In concept, the local network is not much different today than
it was in the past except that the termination at the subscriber's
premises is made at a standard interface that does not include the
customer's on-premises wiring or telephone (or other equipment). Of
course, things are much more complex now, because the demands for
added bandwidth, new services, and overall cost efficiency have
greatly changed the design goals used to plan and implement the
network.
The local telephone network is evolving rapidly from its
historical manifestation as a narrowband connection of physical
addresses to a more complex network of networks that includes
narrowband, broadband, and variable-band transmissions to physical
and logical addresses. The added capabilities and increased
efficiency of the telecommunications network have allowed the
introduction of new data services such as frame relay and switched
multimegabit data service; developed new, intelligent features
across a broad spectrum of users; and positioned the network for
significant growth in the future.
History of the Local Network
At the time the telephone was introduced, the telegraph was
regarded as far more important to commerce. The product of the
telegraph was a written record of the communicated message.

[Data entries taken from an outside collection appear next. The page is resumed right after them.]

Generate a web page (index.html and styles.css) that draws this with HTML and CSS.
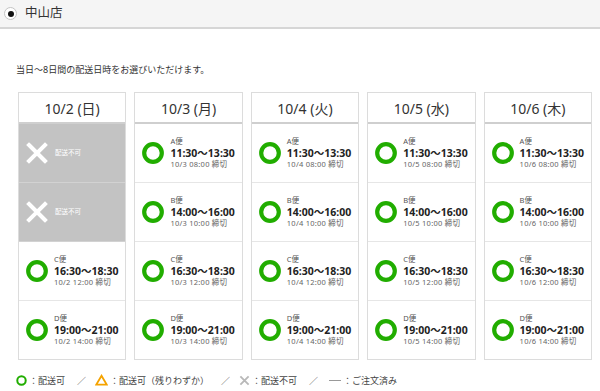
FILE: index.html
```html
<!DOCTYPE html>
<html lang="ja">
<head>
<meta charset="utf-8">
<link rel="stylesheet" href="styles.css">
</head>
<body>
<div class="store-bar"><span class="radio"></span><span class="store-name">中山店</span></div>
<p class="intro">当日～8日間の配送日時をお選びいただけます。</p>
<div class="calendar">
  <div class="day">
    <div class="day-head">10/2 (日)</div>
    <div class="slot closed"><svg class="icon" viewBox="0 0 22 22"><path d="M3 3L19 19M19 3L3 19" stroke="#fff" stroke-width="4" stroke-linecap="square" fill="none"/></svg><span class="closed-text">配送不可</span></div>
    <div class="slot closed"><svg class="icon" viewBox="0 0 22 22"><path d="M3 3L19 19M19 3L3 19" stroke="#fff" stroke-width="4" stroke-linecap="square" fill="none"/></svg><span class="closed-text">配送不可</span></div>
    <div class="slot"><svg class="icon" viewBox="0 0 22 22"><circle cx="11" cy="11" r="8.8" stroke="#21ad00" stroke-width="4.2" fill="none"/></svg><div class="info"><div class="label">C便</div><div class="time">16:30～18:30</div><div class="deadline">10/2 12:00 締切</div></div></div>
    <div class="slot"><svg class="icon" viewBox="0 0 22 22"><circle cx="11" cy="11" r="8.8" stroke="#21ad00" stroke-width="4.2" fill="none"/></svg><div class="info"><div class="label">D便</div><div class="time">19:00～21:00</div><div class="deadline">10/2 14:00 締切</div></div></div>
  </div>
  <div class="day">
    <div class="day-head">10/3 (月)</div>
    <div class="slot"><svg class="icon" viewBox="0 0 22 22"><circle cx="11" cy="11" r="8.8" stroke="#21ad00" stroke-width="4.2" fill="none"/></svg><div class="info"><div class="label">A便</div><div class="time">11:30～13:30</div><div class="deadline">10/3 08:00 締切</div></div></div>
    <div class="slot"><svg class="icon" viewBox="0 0 22 22"><circle cx="11" cy="11" r="8.8" stroke="#21ad00" stroke-width="4.2" fill="none"/></svg><div class="info"><div class="label">B便</div><div class="time">14:00～16:00</div><div class="deadline">10/3 10:00 締切</div></div></div>
    <div class="slot"><svg class="icon" viewBox="0 0 22 22"><circle cx="11" cy="11" r="8.8" stroke="#21ad00" stroke-width="4.2" fill="none"/></svg><div class="info"><div class="label">C便</div><div class="time">16:30～18:30</div><div class="deadline">10/3 12:00 締切</div></div></div>
    <div class="slot"><svg class="icon" viewBox="0 0 22 22"><circle cx="11" cy="11" r="8.8" stroke="#21ad00" stroke-width="4.2" fill="none"/></svg><div class="info"><div class="label">D便</div><div class="time">19:00～21:00</div><div class="deadline">10/3 14:00 締切</div></div></div>
  </div>
  <div class="day">
    <div class="day-head">10/4 (火)</div>
    <div class="slot"><svg class="icon" viewBox="0 0 22 22"><circle cx="11" cy="11" r="8.8" stroke="#21ad00" stroke-width="4.2" fill="none"/></svg><div class="info"><div class="label">A便</div><div class="time">11:30～13:30</div><div class="deadline">10/4 08:00 締切</div></div></div>
    <div class="slot"><svg class="icon" viewBox="0 0 22 22"><circle cx="11" cy="11" r="8.8" stroke="#21ad00" stroke-width="4.2" fill="none"/></svg><div class="info"><div class="label">B便</div><div class="time">14:00～16:00</div><div class="deadline">10/4 10:00 締切</div></div></div>
    <div class="slot"><svg class="icon" viewBox="0 0 22 22"><circle cx="11" cy="11" r="8.8" stroke="#21ad00" stroke-width="4.2" fill="none"/></svg><div class="info"><div class="label">C便</div><div class="time">16:30～18:30</div><div class="deadline">10/4 12:00 締切</div></div></div>
    <div class="slot"><svg class="icon" viewBox="0 0 22 22"><circle cx="11" cy="11" r="8.8" stroke="#21ad00" stroke-width="4.2" fill="none"/></svg><div class="info"><div class="label">D便</div><div class="time">19:00～21:00</div><div class="deadline">10/4 14:00 締切</div></div></div>
  </div>
  <div class="day">
    <div class="day-head">10/5 (水)</div>
    <div class="slot"><svg class="icon" viewBox="0 0 22 22"><circle cx="11" cy="11" r="8.8" stroke="#21ad00" stroke-width="4.2" fill="none"/></svg><div class="info"><div class="label">A便</div><div class="time">11:30～13:30</div><div class="deadline">10/5 08:00 締切</div></div></div>
    <div class="slot"><svg class="icon" viewBox="0 0 22 22"><circle cx="11" cy="11" r="8.8" stroke="#21ad00" stroke-width="4.2" fill="none"/></svg><div class="info"><div class="label">B便</div><div class="time">14:00～16:00</div><div class="deadline">10/5 10:00 締切</div></div></div>
    <div class="slot"><svg class="icon" viewBox="0 0 22 22"><circle cx="11" cy="11" r="8.8" stroke="#21ad00" stroke-width="4.2" fill="none"/></svg><div class="info"><div class="label">C便</div><div class="time">16:30～18:30</div><div class="deadline">10/5 12:00 締切</div></div></div>
    <div class="slot"><svg class="icon" viewBox="0 0 22 22"><circle cx="11" cy="11" r="8.8" stroke="#21ad00" stroke-width="4.2" fill="none"/></svg><div class="info"><div class="label">D便</div><div class="time">19:00～21:00</div><div class="deadline">10/5 14:00 締切</div></div></div>
  </div>
  <div class="day">
    <div class="day-head">10/6 (木)</div>
    <div class="slot"><svg class="icon" viewBox="0 0 22 22"><circle cx="11" cy="11" r="8.8" stroke="#21ad00" stroke-width="4.2" fill="none"/></svg><div class="info"><div class="label">A便</div><div class="time">11:30～13:30</div><div class="deadline">10/6 08:00 締切</div></div></div>
    <div class="slot"><svg class="icon" viewBox="0 0 22 22"><circle cx="11" cy="11" r="8.8" stroke="#21ad00" stroke-width="4.2" fill="none"/></svg><div class="info"><div class="label">B便</div><div class="time">14:00～16:00</div><div class="deadline">10/6 10:00 締切</div></div></div>
    <div class="slot"><svg class="icon" viewBox="0 0 22 22"><circle cx="11" cy="11" r="8.8" stroke="#21ad00" stroke-width="4.2" fill="none"/></svg><div class="info"><div class="label">C便</div><div class="time">16:30～18:30</div><div class="deadline">10/6 12:00 締切</div></div></div>
    <div class="slot"><svg class="icon" viewBox="0 0 22 22"><circle cx="11" cy="11" r="8.8" stroke="#21ad00" stroke-width="4.2" fill="none"/></svg><div class="info"><div class="label">D便</div><div class="time">19:00～21:00</div><div class="deadline">10/6 14:00 締切</div></div></div>
  </div>
</div>
<div class="legend">
  <svg class="legend-icon" viewBox="0 0 12 12"><circle cx="6" cy="6" r="4.6" stroke="#21ad00" stroke-width="2.2" fill="none"/></svg>
  <span class="legend-text">：配送可</span>
  <span class="sep">／</span>
  <svg class="legend-icon tri" viewBox="0 0 14 12"><path d="M7 1.5L12.6 11H1.4Z" stroke="#f5a300" stroke-width="2" fill="none" stroke-linejoin="miter"/></svg>
  <span class="legend-text">：配送可（残りわずか）</span>
  <span class="sep">／</span>
  <svg class="legend-icon" viewBox="0 0 12 12"><path d="M1.5 1.5L10.5 10.5M10.5 1.5L1.5 10.5" stroke="#b8b8b8" stroke-width="2" fill="none"/></svg>
  <span class="legend-text">：配送不可</span>
  <span class="sep">／</span>
  <span class="dash"></span>
  <span class="legend-text">：ご注文済み</span>
</div>
</body>
</html>
```
FILE: styles.css
```css
* { box-sizing: border-box; }
html, body { margin: 0; padding: 0; background: #fff; }
body {
  font-family: "Noto Sans", "Noto Sans CJK JP", sans-serif;
  color: #333;
  width: 600px;
  height: 391px;
  overflow: hidden;
}
.store-bar {
  height: 29px;
  background: #f5f5f5;
  border-bottom: 2px solid #d6d6d6;
  display: flex;
  align-items: center;
  padding-left: 4px;
}
.radio {
  width: 13px;
  height: 13px;
  border-radius: 50%;
  border: 1px solid #c4c4c4;
  background: #fff;
  display: flex;
  align-items: center;
  justify-content: center;
}
.radio::after {
  content: "";
  width: 6px;
  height: 6px;
  border-radius: 50%;
  background: #111;
}
.store-name {
  margin-left: 8px;
  font-size: 12.5px;
  color: #333;
  line-height: 1;
}
.intro {
  margin: 35px 0 0 16px;
  font-size: 9px;
  line-height: 12px;
  height: 12px;
  color: #333;
}
.calendar {
  margin: 16px 0 0 18px;
  width: 574px;
  display: grid;
  grid-template-columns: repeat(5, 1fr);
  column-gap: 8px;
}
.day {
  border: 1px solid #dcdcdc;
  border-bottom: 0;
}
.day-head {
  height: 31px;
  border-bottom: 2px solid #cfcfcf;
  display: flex;
  align-items: center;
  justify-content: center;
  font-size: 14px;
  color: #333;
}
.slot {
  height: 59px;
  border-bottom: 1px solid #e6e6e6;
  display: flex;
  align-items: center;
  padding-left: 7px;
}
.slot:last-child { border-bottom-color: #dcdcdc; }
.slot.closed {
  background: #c3c3c3;
  border-bottom-color: #d2d2d2;
}
.icon {
  width: 22px;
  height: 22px;
  flex: none;
}
.closed-text {
  margin-left: 7px;
  font-size: 6.5px;
  line-height: 8px;
  color: #fff;
}
.info {
  margin-left: 6px;
  display: flex;
  flex-direction: column;
}
.label {
  font-size: 7.5px;
  line-height: 11px;
  color: #555;
}
.time {
  font-size: 10.5px;
  line-height: 12px;
  font-weight: 700;
  color: #222;
}
.deadline {
  font-size: 7.5px;
  line-height: 11px;
  letter-spacing: 0.25px;
  color: #666;
}
.legend {
  margin: 13px 0 0 16px;
  display: flex;
  align-items: center;
  height: 14px;
  font-size: 9px;
  color: #444;
}
.legend-icon {
  width: 11px;
  height: 11px;
  flex: none;
}
.legend-icon.tri {
  width: 13px;
  height: 12px;
}
.legend-text { margin-left: 2px; }
.sep {
  margin: 0 9px 0 12px;
  color: #555;
}
.dash {
  width: 12px;
  height: 1px;
  background: #999;
  margin-left: 2px;
}
```
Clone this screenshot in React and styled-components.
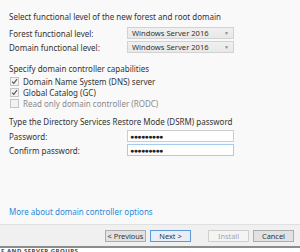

This
tangible record provided a link to the familiar handwritten
discourse of the commerce of the day. Because it did not provide a
record of the message, the telephone was initially regarded as a
novelty.
However, as the need for communications increased, the telephone
soon surpassed the telegraph as the medium of choice. In fact,
having a telephone became so popular that the proliferation of the
supporting wires became objectionable. Engineers were forced to
find a more compact means of running the wires from point to point.
The engineers found that wrapping the copper pairs with paper
insulation and encasing the resulting bundles of pairs in lead
allowed a more compact transmission medium, called a cable.
It was also obvious that it was impractical for users to string
a pair of wires from their location to each person to be called.
The solution was to run all of the pairs of wires from the
customer's premises to a central location. There, ''operators"
could connect sets of wires together according to instructions from
the customers. This created a center where customers were switched
at the central point of the wires. This was the origination of the
old-timer's call, "Hello, Central!"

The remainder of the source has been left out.